Trust in the Lifeforce of the Deep Mystery (Impulse, 2019) further reduced the impact. Because the End Is Really the Beginning is moody and a bit magniloquent, Unity and Astral Flying are just moody. The saxophone sings the nostalgic aria of Birth of Creation, worthy of a film soundtrack of the 1960s. The eight-minute Blood of the Past is a heavy blues interrupted by Kate Tempest's spoken word and with a melodramatic coda. The ebullient numbers, Super Zodiac and only marginally reignite the fire of Star Exploding in Slow Motion and Cosmic Dust. It is a more user-friendly sound, that avoids the jarring excesses of the first album. The quasi-techno single Summon the Fire even boasts a symphonic crescendo, and Timewave Zero is a passionate Brazilian ballad.

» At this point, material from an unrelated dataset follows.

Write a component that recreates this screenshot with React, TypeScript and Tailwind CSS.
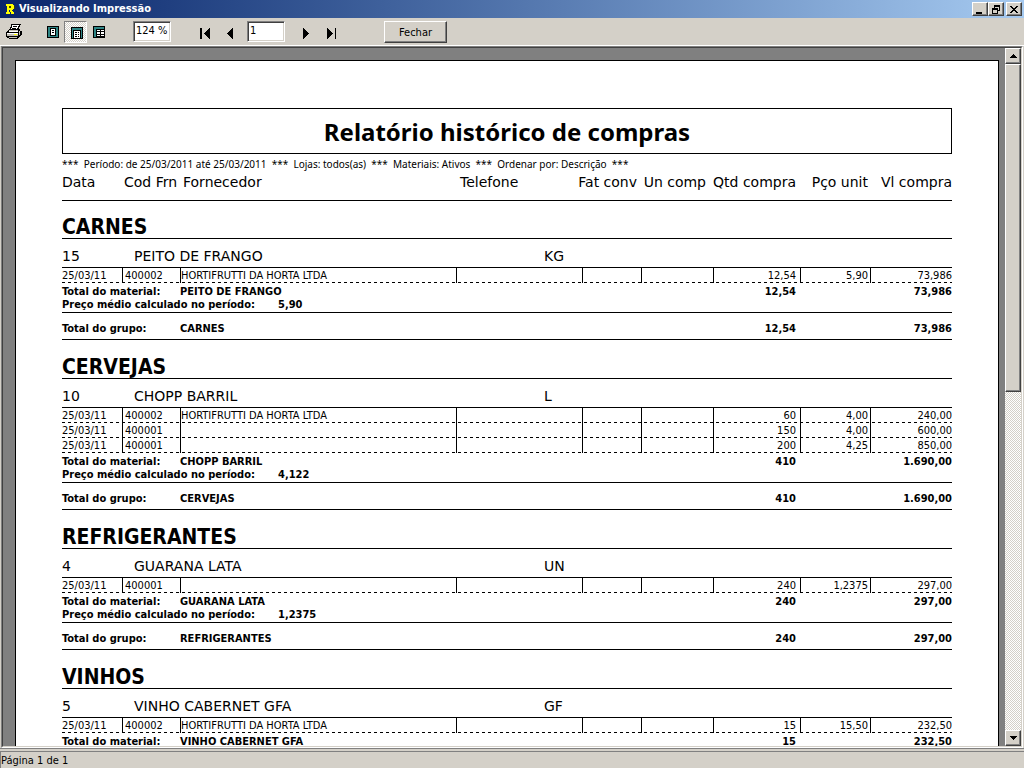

The six-song EP The Afterlife (Impulse, 2019) continued the trend towards a less confrontational sound with the sleepy sophisticated The Afterlife and the menacing but elegant ballad The Seven Planetary Heaven, with only the feverish Lifeforce Part II left to represent the wild dancing side of their canon.

The Comet Is Coming returned with Hyper-Dimensional Expansion Beam (Impulse, 2022), devoted to a curious dance-funk-jazz-rock hybrid, with Code sounding like the Love Of Life Orchestra, and Angel of Darkness sounding like a cosmic Sun Ra on drugs.